• **Short problem**: Below is a listing to transcribe in full and exactly; keep the pictures out.

--------------------------------

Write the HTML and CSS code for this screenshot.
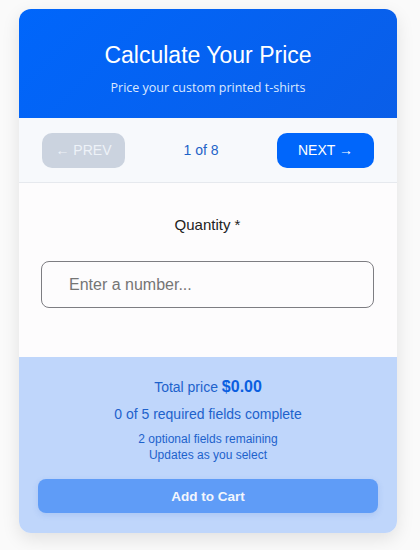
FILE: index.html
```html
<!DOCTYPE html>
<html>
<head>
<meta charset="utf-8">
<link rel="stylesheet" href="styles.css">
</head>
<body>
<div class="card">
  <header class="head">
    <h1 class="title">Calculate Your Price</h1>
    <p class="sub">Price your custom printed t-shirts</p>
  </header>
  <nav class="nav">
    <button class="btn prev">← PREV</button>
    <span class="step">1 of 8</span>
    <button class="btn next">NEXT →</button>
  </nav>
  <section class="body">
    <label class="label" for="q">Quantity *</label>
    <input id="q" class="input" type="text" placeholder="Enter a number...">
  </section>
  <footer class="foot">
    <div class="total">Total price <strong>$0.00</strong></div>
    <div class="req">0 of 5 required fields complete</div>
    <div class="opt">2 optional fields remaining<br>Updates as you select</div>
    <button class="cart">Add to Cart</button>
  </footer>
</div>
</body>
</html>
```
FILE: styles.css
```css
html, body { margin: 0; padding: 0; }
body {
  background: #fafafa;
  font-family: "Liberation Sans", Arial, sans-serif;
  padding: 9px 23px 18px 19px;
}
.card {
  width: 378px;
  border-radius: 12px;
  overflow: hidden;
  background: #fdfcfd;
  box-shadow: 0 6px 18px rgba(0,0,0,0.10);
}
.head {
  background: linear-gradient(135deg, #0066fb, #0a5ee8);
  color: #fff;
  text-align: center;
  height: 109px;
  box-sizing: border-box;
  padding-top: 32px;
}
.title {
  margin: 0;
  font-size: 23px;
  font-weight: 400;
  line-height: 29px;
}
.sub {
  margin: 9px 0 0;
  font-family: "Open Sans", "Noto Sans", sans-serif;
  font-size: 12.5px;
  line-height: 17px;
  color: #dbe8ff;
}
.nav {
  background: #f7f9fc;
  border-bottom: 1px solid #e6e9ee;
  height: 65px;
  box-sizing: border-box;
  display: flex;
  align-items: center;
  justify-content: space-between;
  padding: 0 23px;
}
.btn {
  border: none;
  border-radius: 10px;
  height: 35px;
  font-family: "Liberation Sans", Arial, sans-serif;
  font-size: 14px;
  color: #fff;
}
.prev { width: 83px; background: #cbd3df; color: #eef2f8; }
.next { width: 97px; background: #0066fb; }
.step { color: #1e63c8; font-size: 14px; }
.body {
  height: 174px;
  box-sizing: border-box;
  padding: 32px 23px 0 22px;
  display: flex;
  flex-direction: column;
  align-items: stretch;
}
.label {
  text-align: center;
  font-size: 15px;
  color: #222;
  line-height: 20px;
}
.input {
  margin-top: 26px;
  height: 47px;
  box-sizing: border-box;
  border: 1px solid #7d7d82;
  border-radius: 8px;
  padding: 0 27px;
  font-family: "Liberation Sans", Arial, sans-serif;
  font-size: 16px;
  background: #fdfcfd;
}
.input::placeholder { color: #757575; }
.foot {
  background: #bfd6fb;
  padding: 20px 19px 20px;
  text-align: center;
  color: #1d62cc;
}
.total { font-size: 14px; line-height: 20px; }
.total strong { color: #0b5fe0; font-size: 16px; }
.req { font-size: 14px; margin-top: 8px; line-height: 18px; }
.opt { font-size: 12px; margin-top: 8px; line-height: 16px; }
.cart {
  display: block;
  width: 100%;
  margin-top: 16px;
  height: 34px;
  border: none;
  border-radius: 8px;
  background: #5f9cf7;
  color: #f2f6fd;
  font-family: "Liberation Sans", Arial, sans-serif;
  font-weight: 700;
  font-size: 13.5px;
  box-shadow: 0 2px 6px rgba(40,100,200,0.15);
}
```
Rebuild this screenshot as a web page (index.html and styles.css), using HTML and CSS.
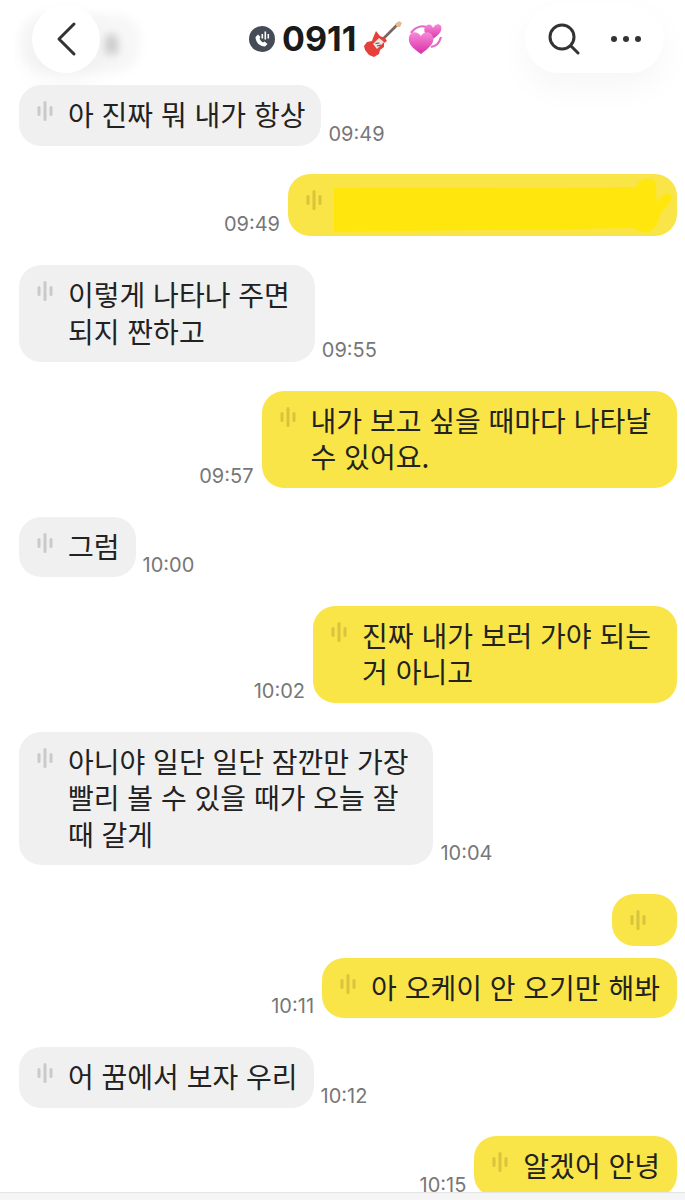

--------------------------------

• **Response to this task**:
Write the HTML and CSS code for this screenshot.
FILE: index.html
```html
<!DOCTYPE html>
<html>
<head>
<meta charset="utf-8">
<link rel="stylesheet" href="styles.css">
</head>
<body>
<div class="card">
  <header class="head">
    <h1 class="title">Calculate Your Price</h1>
    <p class="sub">Price your custom printed t-shirts</p>
  </header>
  <nav class="nav">
    <button class="btn prev">← PREV</button>
    <span class="step">1 of 8</span>
    <button class="btn next">NEXT →</button>
  </nav>
  <section class="body">
    <label class="label" for="q">Quantity *</label>
    <input id="q" class="input" type="text" placeholder="Enter a number...">
  </section>
  <footer class="foot">
    <div class="total">Total price <strong>$0.00</strong></div>
    <div class="req">0 of 5 required fields complete</div>
    <div class="opt">2 optional fields remaining<br>Updates as you select</div>
    <button class="cart">Add to Cart</button>
  </footer>
</div>
</body>
</html>
```
FILE: styles.css
```css
html, body { margin: 0; padding: 0; }
body {
  background: #fafafa;
  font-family: "Liberation Sans", Arial, sans-serif;
  padding: 9px 23px 18px 19px;
}
.card {
  width: 378px;
  border-radius: 12px;
  overflow: hidden;
  background: #fdfcfd;
  box-shadow: 0 6px 18px rgba(0,0,0,0.10);
}
.head {
  background: linear-gradient(135deg, #0066fb, #0a5ee8);
  color: #fff;
  text-align: center;
  height: 109px;
  box-sizing: border-box;
  padding-top: 32px;
}
.title {
  margin: 0;
  font-size: 23px;
  font-weight: 400;
  line-height: 29px;
}
.sub {
  margin: 9px 0 0;
  font-family: "Open Sans", "Noto Sans", sans-serif;
  font-size: 12.5px;
  line-height: 17px;
  color: #dbe8ff;
}
.nav {
  background: #f7f9fc;
  border-bottom: 1px solid #e6e9ee;
  height: 65px;
  box-sizing: border-box;
  display: flex;
  align-items: center;
  justify-content: space-between;
  padding: 0 23px;
}
.btn {
  border: none;
  border-radius: 10px;
  height: 35px;
  font-family: "Liberation Sans", Arial, sans-serif;
  font-size: 14px;
  color: #fff;
}
.prev { width: 83px; background: #cbd3df; color: #eef2f8; }
.next { width: 97px; background: #0066fb; }
.step { color: #1e63c8; font-size: 14px; }
.body {
  height: 174px;
  box-sizing: border-box;
  padding: 32px 23px 0 22px;
  display: flex;
  flex-direction: column;
  align-items: stretch;
}
.label {
  text-align: center;
  font-size: 15px;
  color: #222;
  line-height: 20px;
}
.input {
  margin-top: 26px;
  height: 47px;
  box-sizing: border-box;
  border: 1px solid #7d7d82;
  border-radius: 8px;
  padding: 0 27px;
  font-family: "Liberation Sans", Arial, sans-serif;
  font-size: 16px;
  background: #fdfcfd;
}
.input::placeholder { color: #757575; }
.foot {
  background: #bfd6fb;
  padding: 20px 19px 20px;
  text-align: center;
  color: #1d62cc;
}
.total { font-size: 14px; line-height: 20px; }
.total strong { color: #0b5fe0; font-size: 16px; }
.req { font-size: 14px; margin-top: 8px; line-height: 18px; }
.opt { font-size: 12px; margin-top: 8px; line-height: 16px; }
.cart {
  display: block;
  width: 100%;
  margin-top: 16px;
  height: 34px;
  border: none;
  border-radius: 8px;
  background: #5f9cf7;
  color: #f2f6fd;
  font-family: "Liberation Sans", Arial, sans-serif;
  font-weight: 700;
  font-size: 13.5px;
  box-shadow: 0 2px 6px rgba(40,100,200,0.15);
}
```
Rebuild this screenshot as a web page (index.html and styles.css), using HTML and CSS.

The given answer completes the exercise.